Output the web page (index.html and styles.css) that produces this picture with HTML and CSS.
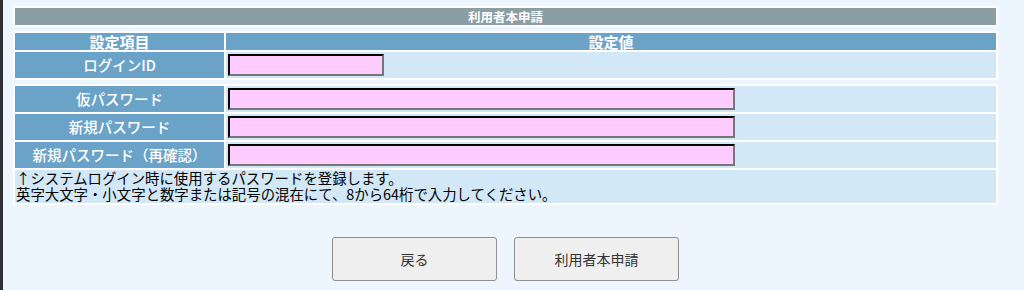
FILE: index.html
```html
<!DOCTYPE html>
<html>

<head>
    <title>利用者本申請</title>
    <link rel="stylesheet" href="styles.css">
</head>

<body>
    <div class="page">
        <table class="title-table">
            <tr>
                <td class="title-cell">利用者本申請</td>
            </tr>
        </table>

        <table class="form-table">
            <tr>
                <th class="head-cell label-col">設定項目</th>
                <th class="head-cell">設定値</th>
            </tr>
            <tr>
                <td class="label-cell">ログインID</td>
                <td class="value-cell"><input class="field field-short" type="text" /></td>
            </tr>
        </table>

        <table class="form-table pw-table">
            <tr>
                <td class="label-cell label-col">仮パスワード</td>
                <td class="value-cell"><input class="field field-long" type="password" /></td>
            </tr>
            <tr>
                <td class="label-cell">新規パスワード</td>
                <td class="value-cell"><input class="field field-long" type="password" /></td>
            </tr>
            <tr>
                <td class="label-cell">新規パスワード（再確認）</td>
                <td class="value-cell"><input class="field field-long" type="password" /></td>
            </tr>
            <tr>
                <td class="note-cell" colspan="2">↑システムログイン時に使用するパスワードを登録します。<br>英字大文字・小文字と数字または記号の混在にて、8から64桁で入力してください。</td>
            </tr>
        </table>

        <div class="buttons">
            <button type="button" class="btn">戻る</button>
            <button type="submit" class="btn">利用者本申請</button>
        </div>
    </div>
</body>

</html>
```

FILE: styles.css
```css
body {
    margin: 0;
    padding: 0;
    background-color: #edf6fe;
    font-family: "Noto Sans CJK JP", "Noto Sans", sans-serif;
}

.page {
    min-height: 290px;
    border-left: 3px solid #2e2f33;
    padding: 6px 26px 0 10px;
    box-sizing: border-box;
}

table {
    width: 985px;
    border-collapse: separate;
    border-spacing: 2px;
    background-color: #ffffff;
}

.title-table {
    margin-bottom: 4px;
}

.title-cell {
    height: 17px;
    padding: 0;
    background-color: #8b9ea3;
    color: #ffffff;
    font-size: 12.5px;
    font-weight: bold;
    text-align: center;
    line-height: 17px;
}

.form-table {
    margin-bottom: 4px;
}

.head-cell {
    height: 17px;
    padding: 0;
    background-color: #6ba3c8;
    color: #ffffff;
    font-size: 15px;
    font-weight: bold;
    line-height: 17px;
}

.label-col {
    width: 209px;
}

.label-cell {
    height: 26px;
    padding: 0;
    background-color: #6ba3c8;
    color: #ffffff;
    font-size: 14.5px;
    font-weight: 500;
    text-align: center;
    line-height: 26px;
}

.value-cell {
    height: 26px;
    padding: 0 0 0 2px;
    background-color: #d3e8f7;
    vertical-align: middle;
}

.field {
    display: block;
    height: 22px;
    box-sizing: border-box;
    margin: 0;
    padding: 0 2px;
    background-color: #ffccff;
    border: 2px inset #767676;
    border-top-color: #333333;
    border-left-color: #333333;
    font-size: 14px;
}

.field-short {
    width: 156px;
}

.field-long {
    width: 507px;
}

.note-cell {
    height: 33px;
    padding: 0 1px 1px;
    box-sizing: border-box;
    background-color: #d3e8f7;
    color: #000000;
    font-size: 14.4px;
    line-height: 16px;
    vertical-align: top;
}

.buttons {
    display: flex;
    justify-content: center;
    gap: 17px;
    margin-top: 32px;
    width: 985px;
}

.btn {
    width: 165px;
    height: 44px;
    background-color: #efefef;
    border: 1px solid #8f8f8f;
    border-radius: 3px;
    color: #333333;
    font-family: "Noto Sans CJK JP", "Noto Sans", sans-serif;
    font-size: 14px;
    cursor: pointer;
}
```
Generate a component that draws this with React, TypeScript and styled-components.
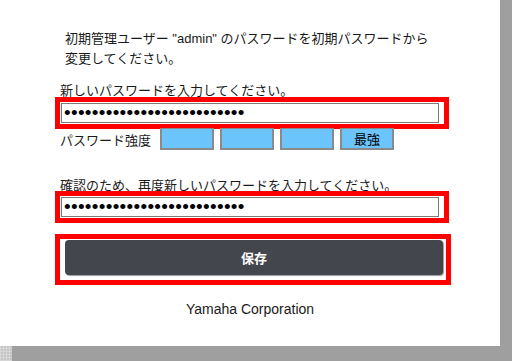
◇ ◇ ◇ ◇
_Requirement_
Every line of the data above should be quoted exactly. Omit the pictures.

_Finished exercise_
Output the web page (index.html and styles.css) that produces this picture with HTML and CSS.
FILE: index.html
```html
<!DOCTYPE html>
<html>

<head>
    <title>利用者本申請</title>
    <link rel="stylesheet" href="styles.css">
</head>

<body>
    <div class="page">
        <table class="title-table">
            <tr>
                <td class="title-cell">利用者本申請</td>
            </tr>
        </table>

        <table class="form-table">
            <tr>
                <th class="head-cell label-col">設定項目</th>
                <th class="head-cell">設定値</th>
            </tr>
            <tr>
                <td class="label-cell">ログインID</td>
                <td class="value-cell"><input class="field field-short" type="text" /></td>
            </tr>
        </table>

        <table class="form-table pw-table">
            <tr>
                <td class="label-cell label-col">仮パスワード</td>
                <td class="value-cell"><input class="field field-long" type="password" /></td>
            </tr>
            <tr>
                <td class="label-cell">新規パスワード</td>
                <td class="value-cell"><input class="field field-long" type="password" /></td>
            </tr>
            <tr>
                <td class="label-cell">新規パスワード（再確認）</td>
                <td class="value-cell"><input class="field field-long" type="password" /></td>
            </tr>
            <tr>
                <td class="note-cell" colspan="2">↑システムログイン時に使用するパスワードを登録します。<br>英字大文字・小文字と数字または記号の混在にて、8から64桁で入力してください。</td>
            </tr>
        </table>

        <div class="buttons">
            <button type="button" class="btn">戻る</button>
            <button type="submit" class="btn">利用者本申請</button>
        </div>
    </div>
</body>

</html>
```

FILE: styles.css
```css
body {
    margin: 0;
    padding: 0;
    background-color: #edf6fe;
    font-family: "Noto Sans CJK JP", "Noto Sans", sans-serif;
}

.page {
    min-height: 290px;
    border-left: 3px solid #2e2f33;
    padding: 6px 26px 0 10px;
    box-sizing: border-box;
}

table {
    width: 985px;
    border-collapse: separate;
    border-spacing: 2px;
    background-color: #ffffff;
}

.title-table {
    margin-bottom: 4px;
}

.title-cell {
    height: 17px;
    padding: 0;
    background-color: #8b9ea3;
    color: #ffffff;
    font-size: 12.5px;
    font-weight: bold;
    text-align: center;
    line-height: 17px;
}

.form-table {
    margin-bottom: 4px;
}

.head-cell {
    height: 17px;
    padding: 0;
    background-color: #6ba3c8;
    color: #ffffff;
    font-size: 15px;
    font-weight: bold;
    line-height: 17px;
}

.label-col {
    width: 209px;
}

.label-cell {
    height: 26px;
    padding: 0;
    background-color: #6ba3c8;
    color: #ffffff;
    font-size: 14.5px;
    font-weight: 500;
    text-align: center;
    line-height: 26px;
}

.value-cell {
    height: 26px;
    padding: 0 0 0 2px;
    background-color: #d3e8f7;
    vertical-align: middle;
}

.field {
    display: block;
    height: 22px;
    box-sizing: border-box;
    margin: 0;
    padding: 0 2px;
    background-color: #ffccff;
    border: 2px inset #767676;
    border-top-color: #333333;
    border-left-color: #333333;
    font-size: 14px;
}

.field-short {
    width: 156px;
}

.field-long {
    width: 507px;
}

.note-cell {
    height: 33px;
    padding: 0 1px 1px;
    box-sizing: border-box;
    background-color: #d3e8f7;
    color: #000000;
    font-size: 14.4px;
    line-height: 16px;
    vertical-align: top;
}

.buttons {
    display: flex;
    justify-content: center;
    gap: 17px;
    margin-top: 32px;
    width: 985px;
}

.btn {
    width: 165px;
    height: 44px;
    background-color: #efefef;
    border: 1px solid #8f8f8f;
    border-radius: 3px;
    color: #333333;
    font-family: "Noto Sans CJK JP", "Noto Sans", sans-serif;
    font-size: 14px;
    cursor: pointer;
}
```
Generate a component that draws this with React, TypeScript and styled-components.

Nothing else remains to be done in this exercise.